Living on a random torus
We don't see doughnut shapes in the sky, but can we imagine living on one? The closest concepts are the planet Saturn and the novel Ringworld (1970s). But for someone working with two-dimensional arrays, this could be a lot of fun. In an $n\times m$ array, each $a[i,j]$ is initialized to be 1 (land) with probability $p$ and 0 (water) with probability $q=1-p$. To avoid programming nightmares, we may assume that every $a[i,j]$ has four neighbors: $a[(i\pm 1) \bmod n, j]$ and $a[i, (j\pm1) \bmod m]$, thus a torus is born. Define an island as a maximal set of 1s that can be reached from one another by moving through neighbors and without crossing any 0s. Define a pool as a maximal set of 0s that can be reached from one another by moving through neighbors and diagonally, and without crossing any 1s. It is this asymmetry in the definition of islands and pools that will make the results interesting. In the following figure, we have 4 islands and 2 pools.

For what value of $p$ do we expect the same number of islands and pools? It is very natural here to start with a program that counts the number of islands and pools. But this would probably require a little bit of thought first: an algorithm. Some exposure to data structures and algorithms is helpful. For instance, a standard recursive DFS for connected components in a graph can be used. We can then generate statistical data about the absolute value of the difference between the number of islands and the number of pools for many values of $p$, and use desmos for instance to visualize the results.

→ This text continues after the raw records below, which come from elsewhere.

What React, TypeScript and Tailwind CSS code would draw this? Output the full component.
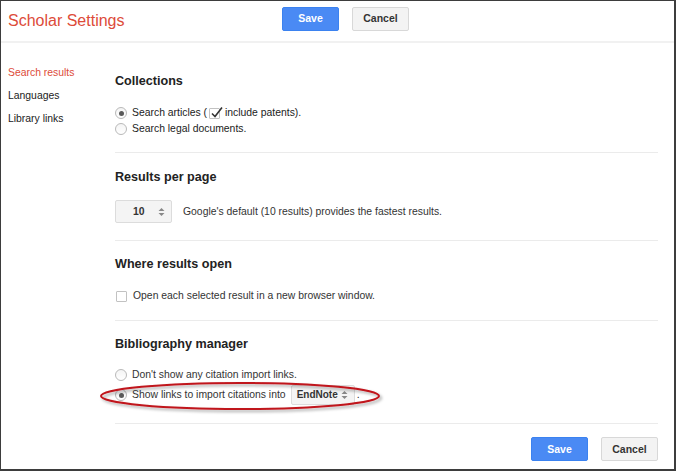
import React from "react";

function Radio({ checked }: { checked?: boolean }) {
  return (
    <span className="inline-flex items-center justify-center w-[12px] h-[12px] rounded-full border border-[#b9b9b9] bg-gradient-to-b from-[#f4f4f4] to-white mr-[5px] shrink-0">
      {checked && <span className="w-[5px] h-[5px] rounded-full bg-[#5a5a5a]" />}
    </span>
  );
}

function Check({ checked }: { checked?: boolean }) {
  return (
    <span className="relative inline-block w-[11px] h-[11px] border border-[#c2c2c2] bg-white shrink-0 rounded-[1px]">
      {checked && (
        <svg className="absolute -top-[3px] left-[0px]" width="14" height="13" viewBox="0 0 14 13">
          <path d="M2 7.5 L5 10.5 L12 1.5" fill="none" stroke="#333" strokeWidth="1.6" />
        </svg>
      )}
    </span>
  );
}

function Arrows() {
  return (
    <svg width="7" height="10" viewBox="0 0 7 10" className="shrink-0">
      <path d="M0.5 4 L3.5 1 L6.5 4 Z" fill="#888" />
      <path d="M0.5 6 L3.5 9 L6.5 6 Z" fill="#888" />
    </svg>
  );
}

function Btn({ primary, children }: { primary?: boolean; children: React.ReactNode }) {
  return primary ? (
    <button className="w-[57px] h-[24px] rounded-[2px] border border-[#3b82f0] bg-[#4a8af4] text-white text-[10.5px] font-bold">
      {children}
    </button>
  ) : (
    <button className="w-[57px] h-[24px] rounded-[2px] border border-[#d8d8d8] bg-[#f3f3f3] text-[#333] text-[10.5px] font-bold">
      {children}
    </button>
  );
}

export default function App() {
  return (
    <div
      className="w-[676px] h-[471px] bg-white border-t border-l border-r-2 border-b-2 border-[#3d3d3d] flex flex-col text-[#222] overflow-hidden"
      style={{ fontFamily: '"Liberation Sans", Arial, sans-serif' }}
    >
      {/* header */}
      <div className="h-[40px] flex items-center shrink-0">
        <div className="w-[281px] pl-[7px] text-[16px] text-[#dd4b39] leading-none">Scholar Settings</div>
        <div className="flex gap-[13px] -mt-[4px]">
          <Btn primary>Save</Btn>
          <Btn>Cancel</Btn>
        </div>
      </div>
      <div className="h-[2px] bg-[#f1f1f1] shrink-0" />

      <div className="flex flex-1 text-[10.4px] leading-[16px]">
        {/* nav */}
        <div className="w-[114px] pl-[7px] pt-[22px] flex flex-col gap-[7px] shrink-0">
          <div className="text-[#dd4b39]">Search results</div>
          <div>Languages</div>
          <div>Library links</div>
        </div>

        {/* content */}
        <div className="flex-1 pr-[16px] flex flex-col relative">
          {/* Collections */}
          <div className="pt-[30px] pb-[15px] border-b border-[#ebebeb]">
            <h2 className="text-[12.6px] font-bold leading-[16px] text-[#222]">Collections</h2>
            <div className="mt-[16px] flex items-center h-[16px]">
              <Radio checked />
              <span>Search articles (</span>
              <span className="mx-[2px] inline-flex"><Check checked /></span>
              <span>&nbsp;include patents).</span>
            </div>
            <div className="flex items-center h-[16px]">
              <Radio />
              <span>Search legal documents.</span>
            </div>
          </div>

          {/* Results per page */}
          <div className="pt-[16px] pb-[17px] border-b border-[#ebebeb]">
            <h2 className="text-[12.6px] font-bold leading-[16px]">Results per page</h2>
            <div className="mt-[15px] flex items-center">
              <div className="w-[57px] h-[23px] rounded-[2px] border border-[#dcdcdc] bg-[#f4f4f4] flex items-center pl-[17px] pr-[6px] justify-between">
                <span className="font-bold text-[#333]">10</span>
                <Arrows />
              </div>
              <span className="ml-[11px] text-[#333]">Google's default (10 results) provides the fastest results.</span>
            </div>
          </div>

          {/* Where results open */}
          <div className="pt-[15px] pb-[16px] border-b border-[#ebebeb]">
            <h2 className="text-[12.6px] font-bold leading-[16px]">Where results open</h2>
            <div className="mt-[16px] flex items-center h-[16px]">
              <span className="mr-[6px] ml-[1px] inline-flex"><Check /></span>
              <span className="text-[#333]">Open each selected result in a new browser window.</span>
            </div>
          </div>

          {/* Bibliography manager */}
          <div className="pt-[15px] pb-[16px] border-b border-[#ebebeb] relative">
            <h2 className="text-[12.6px] font-bold leading-[16px]">Bibliography manager</h2>
            <div className="mt-[15px] flex items-center h-[16px]">
              <Radio />
              <span className="text-[#333]">Don't show any citation import links.</span>
            </div>
            <div className="flex items-center h-[24px]">
              <Radio checked />
              <span className="text-[#333]">Show links to import citations into</span>
              <div className="ml-[5px] w-[64px] h-[20px] rounded-[2px] border border-[#dcdcdc] bg-[#f4f4f4] flex items-center justify-between pl-[5px] pr-[6px]">
                <span className="font-bold text-[#333] text-[10px]">EndNote</span>
                <Arrows />
              </div>
              <span className="ml-[2px]">.</span>
            </div>
            {/* red ellipse annotation */}
            <svg
              className="absolute left-[-16px] top-[60px] pointer-events-none"
              width="292"
              height="34"
              viewBox="0 0 292 34"
            >
              <defs>
                <filter id="sh" x="-10%" y="-30%" width="120%" height="160%">
                  <feDropShadow dx="2" dy="2" stdDeviation="1.5" floodColor="#000" floodOpacity="0.35" />
                </filter>
              </defs>
              <ellipse cx="141" cy="15" rx="139" ry="13" fill="none" stroke="#c0141b" strokeWidth="2" filter="url(#sh)" />
            </svg>
          </div>

          {/* footer */}
          <div className="flex justify-end gap-[13px] pt-[13px]">
            <Btn primary>Save</Btn>
            <Btn>Cancel</Btn>
          </div>
        </div>
      </div>
    </div>
  );
}
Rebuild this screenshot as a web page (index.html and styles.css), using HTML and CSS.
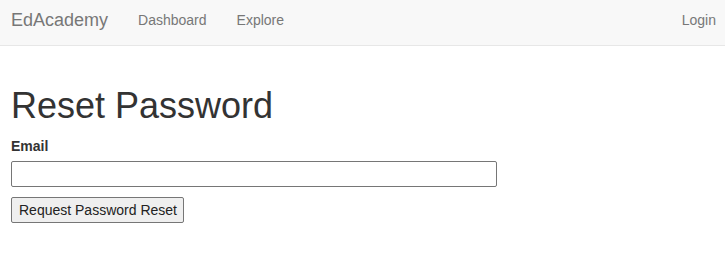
FILE: index.html
```html
<!DOCTYPE html>
<html lang="en">
<head>
    <meta charset="UTF-8">
    <meta name="viewport" content="width=device-width, initial-scale=1.0">
    <title>Reset Password - EdAcademy</title>
    <link rel="stylesheet" href="styles.css">
</head>
<body>
    <nav class="navbar">
        <a class="brand" href="#">EdAcademy</a>
        <ul class="nav-links">
            <li><a href="#">Dashboard</a></li>
            <li><a href="#">Explore</a></li>
        </ul>
        <ul class="nav-links nav-right">
            <li><a href="#">Login</a></li>
        </ul>
    </nav>

    <div class="container">
        <h1>Reset Password</h1>
        <form class="reset-form">
            <label for="email">Email</label>
            <input type="email" id="email" name="email">
            <div>
                <button type="submit">Request Password Reset</button>
            </div>
        </form>
    </div>
</body>
</html>
```

FILE: styles.css
```css
body {
    margin: 0;
    font-family: "Liberation Sans", Arial, sans-serif;
    font-size: 14px;
    color: #333;
    background-color: #fff;
}
.navbar {
    display: flex;
    align-items: center;
    box-sizing: border-box;
    height: 46px;
    padding: 0 11px 5px;
    background-color: #f8f8f8;
    border-bottom: 1px solid #e7e7e7;
}
.navbar a {
    color: #777;
    text-decoration: none;
}
.brand {
    font-size: 18px;
    margin-right: 30px;
}
.nav-links {
    display: flex;
    gap: 30px;
    list-style: none;
    margin: 0;
    padding: 0;
}
.nav-right {
    margin-left: auto;
    margin-right: -2px;
}
.container {
    padding: 0 11px;
}
h1 {
    font-size: 36px;
    font-weight: 500;
    margin: 40px 0 12px;
    line-height: 1.1;
}
label {
    display: block;
    font-weight: bold;
    margin-bottom: 7px;
}
input {
    display: block;
    width: 486px;
    height: 26px;
    box-sizing: border-box;
    border: 1px solid #767676;
    border-radius: 2px;
    margin-bottom: 10px;
}
button {
    font-family: "Liberation Sans", Arial, sans-serif;
    font-size: 14px;
    color: #222;
    height: 26px;
    padding: 3px 6px 3px 7px;
    background-color: #efefef;
    border: 1px solid #767676;
    border-radius: 2px;
}
```
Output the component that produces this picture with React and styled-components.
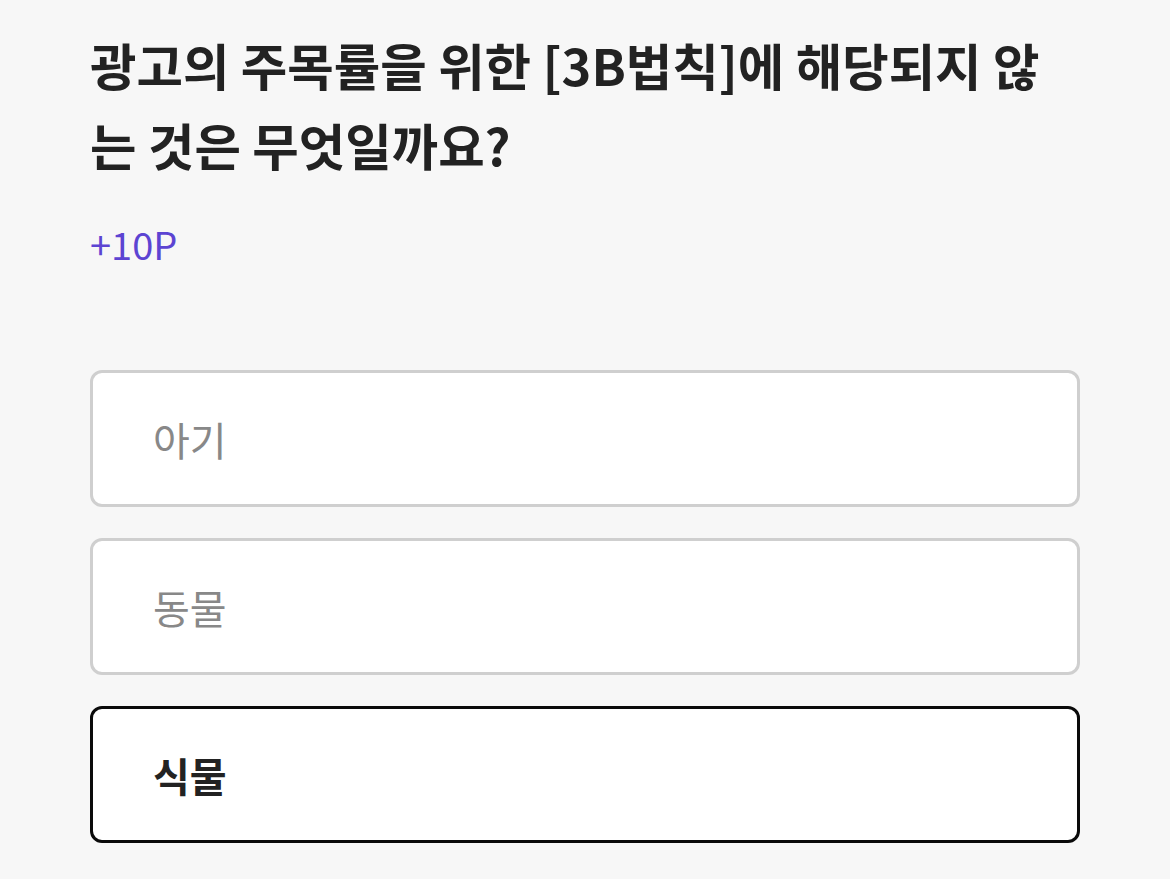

The special value of $p$ for which this difference is minimized can now be investigated mathematically. This type of research requires probabilistic analysis and the use of expectations. But once $p$ is found, it can influence another algorithmic journey to address a more in depth look at the actual expected number of islands and pools. What is that number when both are equal? How does it grow with the size of the torus? Can visualizing this growth help discover some interesting constants; for instance, like in $cn^k$ for an $n\times n$ torus and some constants $c$ and $k$?

An advanced feature of this research could examine the hierarchical nature in which islands and pools alternate by containing each other, possibly forming a tree structure starting from the largest island. The problem can also consider other types of arrangements and notions of neighborhood for both islands and pools. For instance, what about triangular or hexagonal lattices?